_Goal_. Transcribe every line exactly. Leave the pictures behind.

_Source material_.
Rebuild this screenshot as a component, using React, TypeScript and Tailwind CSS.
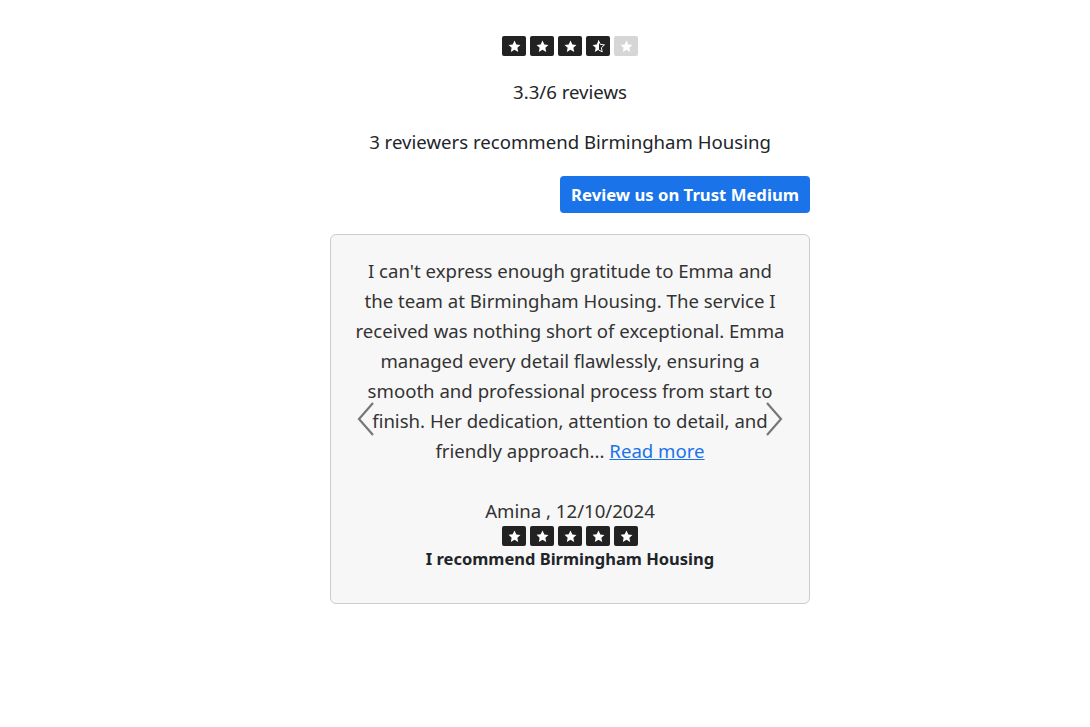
import React from 'react';

const StarBox = ({ variant = 'full' }: { variant?: 'full' | 'half' | 'empty' }) => {
  const bg = variant === 'empty' ? 'bg-[#d6d6d6]' : 'bg-[#222222]';
  return (
    <span className={`flex h-[20px] w-[24px] items-center justify-center rounded-[2px] ${bg}`}>
      <svg viewBox="0 0 24 24" width="15" height="15">
        {variant === 'half' ? (
          <>
            <path d="M12 2.5l2.9 6.1 6.6.8-4.9 4.6 1.3 6.6L12 17.3V2.5z" fill="none" stroke="#fff" strokeWidth="1.6" strokeLinejoin="round" />
            <path d="M12 2.5L9.1 8.6l-6.6.8 4.9 4.6-1.3 6.6L12 17.3z" fill="#fff" />
          </>
        ) : (
          <path d="M12 2.5l2.9 6.1 6.6.8-4.9 4.6 1.3 6.6L12 17.3l-5.9 3.3 1.3-6.6-4.9-4.6 6.6-.8z" fill="#fff" />
        )}
      </svg>
    </span>
  );
};

const Stars = ({ items }: { items: ('full' | 'half' | 'empty')[] }) => (
  <div className="flex justify-center gap-[4px]">
    {items.map((v, i) => (
      <StarBox key={i} variant={v} />
    ))}
  </div>
);

export default function App() {
  return (
    <div className="min-h-[727px] bg-white font-['Noto_Sans',sans-serif] text-[#212529]">
      <div className="ml-[330px] flex w-[480px] flex-col pt-[36px]">
        <Stars items={['full', 'full', 'full', 'half', 'empty']} />
        <p className="mt-[22px] text-center text-[18.6px] leading-[28px]">3.3/6 reviews</p>
        <p className="mt-[22px] text-center text-[18.6px] leading-[28px]">3 reviewers recommend Birmingham Housing</p>
        <div className="mt-[20px] flex justify-end">
          <button className="h-[37px] rounded-[4px] bg-[#1a73e8] px-[11px] text-[16.7px] font-bold text-white">
            Review us on Trust Medium
          </button>
        </div>
        <div className="relative mt-[21px] flex h-[370px] flex-col items-center rounded-[6px] border border-[#cccccc] bg-[#f7f7f7] px-[24px] pt-[21px] text-[#333333]">
          <p className="text-center text-[18.6px] leading-[30px]">
            I can't express enough gratitude to Emma and the team at Birmingham Housing. The service I received was nothing short of exceptional. Emma managed every detail flawlessly, ensuring a smooth and professional process from start to finish. Her dedication, attention to detail, and friendly approach...{' '}
            <a href="#" className="text-[#1a73e8] underline">Read more</a>
          </p>
          <p className="mt-[33px] text-center text-[18.6px] leading-[24px]">Amina , 12/10/2024</p>
          <div className="mt-[3px]">
            <Stars items={['full', 'full', 'full', 'full', 'full']} />
          </div>
          <p className="mt-[1px] text-center text-[16.5px] font-bold leading-[24px] text-[#212529]">I recommend Birmingham Housing</p>
          <button className="absolute left-[24px] top-[166px] text-[#777]">
            <svg width="22" height="36" viewBox="0 0 22 36" fill="none" stroke="currentColor" strokeWidth="2.2">
              <path d="M18 2L4 18l14 16" />
            </svg>
          </button>
          <button className="absolute right-[24px] top-[166px] text-[#777]">
            <svg width="22" height="36" viewBox="0 0 22 36" fill="none" stroke="currentColor" strokeWidth="2.2">
              <path d="M4 2l14 16L4 34" />
            </svg>
          </button>
        </div>
      </div>
    </div>
  );
}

_Exercise solution_.
Rebuild this screenshot as a component, using React, TypeScript and Tailwind CSS.
import React from 'react';

const StarBox = ({ variant = 'full' }: { variant?: 'full' | 'half' | 'empty' }) => {
  const bg = variant === 'empty' ? 'bg-[#d6d6d6]' : 'bg-[#222222]';
  return (
    <span className={`flex h-[20px] w-[24px] items-center justify-center rounded-[2px] ${bg}`}>
      <svg viewBox="0 0 24 24" width="15" height="15">
        {variant === 'half' ? (
          <>
            <path d="M12 2.5l2.9 6.1 6.6.8-4.9 4.6 1.3 6.6L12 17.3V2.5z" fill="none" stroke="#fff" strokeWidth="1.6" strokeLinejoin="round" />
            <path d="M12 2.5L9.1 8.6l-6.6.8 4.9 4.6-1.3 6.6L12 17.3z" fill="#fff" />
          </>
        ) : (
          <path d="M12 2.5l2.9 6.1 6.6.8-4.9 4.6 1.3 6.6L12 17.3l-5.9 3.3 1.3-6.6-4.9-4.6 6.6-.8z" fill="#fff" />
        )}
      </svg>
    </span>
  );
};

const Stars = ({ items }: { items: ('full' | 'half' | 'empty')[] }) => (
  <div className="flex justify-center gap-[4px]">
    {items.map((v, i) => (
      <StarBox key={i} variant={v} />
    ))}
  </div>
);

export default function App() {
  return (
    <div className="min-h-[727px] bg-white font-['Noto_Sans',sans-serif] text-[#212529]">
      <div className="ml-[330px] flex w-[480px] flex-col pt-[36px]">
        <Stars items={['full', 'full', 'full', 'half', 'empty']} />
        <p className="mt-[22px] text-center text-[18.6px] leading-[28px]">3.3/6 reviews</p>
        <p className="mt-[22px] text-center text-[18.6px] leading-[28px]">3 reviewers recommend Birmingham Housing</p>
        <div className="mt-[20px] flex justify-end">
          <button className="h-[37px] rounded-[4px] bg-[#1a73e8] px-[11px] text-[16.7px] font-bold text-white">
            Review us on Trust Medium
          </button>
        </div>
        <div className="relative mt-[21px] flex h-[370px] flex-col items-center rounded-[6px] border border-[#cccccc] bg-[#f7f7f7] px-[24px] pt-[21px] text-[#333333]">
          <p className="text-center text-[18.6px] leading-[30px]">
            I can't express enough gratitude to Emma and the team at Birmingham Housing. The service I received was nothing short of exceptional. Emma managed every detail flawlessly, ensuring a smooth and professional process from start to finish. Her dedication, attention to detail, and friendly approach...{' '}
            <a href="#" className="text-[#1a73e8] underline">Read more</a>
          </p>
          <p className="mt-[33px] text-center text-[18.6px] leading-[24px]">Amina , 12/10/2024</p>
          <div className="mt-[3px]">
            <Stars items={['full', 'full', 'full', 'full', 'full']} />
          </div>
          <p className="mt-[1px] text-center text-[16.5px] font-bold leading-[24px] text-[#212529]">I recommend Birmingham Housing</p>
          <button className="absolute left-[24px] top-[166px] text-[#777]">
            <svg width="22" height="36" viewBox="0 0 22 36" fill="none" stroke="currentColor" strokeWidth="2.2">
              <path d="M18 2L4 18l14 16" />
            </svg>
          </button>
          <button className="absolute right-[24px] top-[166px] text-[#777]">
            <svg width="22" height="36" viewBox="0 0 22 36" fill="none" stroke="currentColor" strokeWidth="2.2">
              <path d="M4 2l14 16L4 34" />
            </svg>
          </button>
        </div>
      </div>
    </div>
  );
}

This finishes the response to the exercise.